Takımın genel sorunu oyuna hükmetmeye rağmen istediğini yapamama. Çünkü çabuk oynamıyoruz. Çünkü Dirar da Atıf da topu bir kez daha dürtmeden ne pas veriyor ne ilerliyor. Çünkü Valbuena harekete geçince pas verecek birisini kolay bulamıyor. Çünkü zaten Topal ile Ozan ya hızlı oynayayım derken pas hatası yapıyorlar ya da zaten birbirleriyle paslaşmadan atağa başlayamıyoruz. Ve elbette bu durumda ne Soldado'nun ne de Giuliano'nun performanslarını değerlendirmek mümkün oluyor.

Bir iki kelam yine hakeme. Öncelikle iki kalecinin aynı renkte forma giyerek maça çıkması skandal. Oldu da kalecilerden birisi penaltı kullandı veya son anda korner vuruşunda rakip ceza alanına gitti. Aynı renkte formalı iki rakip aynı yerde. Olacak iş değil. Ve bunu konuşan bir futbol insanı yok.

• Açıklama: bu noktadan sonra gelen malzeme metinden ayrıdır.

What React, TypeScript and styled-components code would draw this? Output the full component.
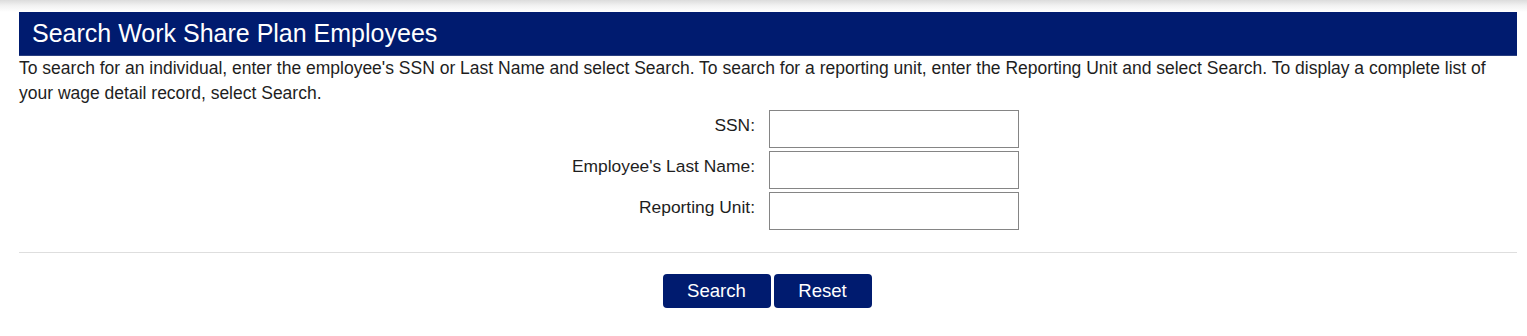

Ve kararları. Skertel'in sarı kartı facia. Rakibin koşu yolunu böyle kapatmak nasıl faul olur?
Penaltı büyük bomba. Rakip vuruşunu yapmış, sonrası zaten yakın anlardaki sıçramanın çarpışması. Nasıl bir ceza çıkar buradan? Çıktıysa Skertel neden atılmaz? Külliyen bomba.
Ahmet Oğuz'un kullandığı penaltı vuruşu öncesinde Valbuena'ya yaptığı sert faulün sarı kartla geçiştirilmesi de başka skandal.
Giuliano'nun ikinci yarıda ceza alanında indirilmesine verilmeyen penaltı rezalet.
Bir de ufak detaylar var. Misal Skertel'in topa müdahalelerine sürekli faul çalmak, misal Ozan'ın kazandığı topları faul kararlarıyla tekrar rakibe teslim etmek de ayrı detaylar.

Neyse ki haftayı galibiyetle kapatarak biraz nefeslendik. Evet Avrupa'da yokuz, ligde şimdiden geri düştük, ayağa kalkmak için milli maç arası belki de iyi gelecek. Buna sevinecek duruma geldiğimiz süreye bakın Allah aşkına. Üç kulvarda yürüyeceğiz derken Vardar'a elenen, ligde ilk galibiyetini üçüncü maçta alabilen, her maçta kalesinde gol gören bir haldeyiz. Çok acilen toparlanmak gerekiyor.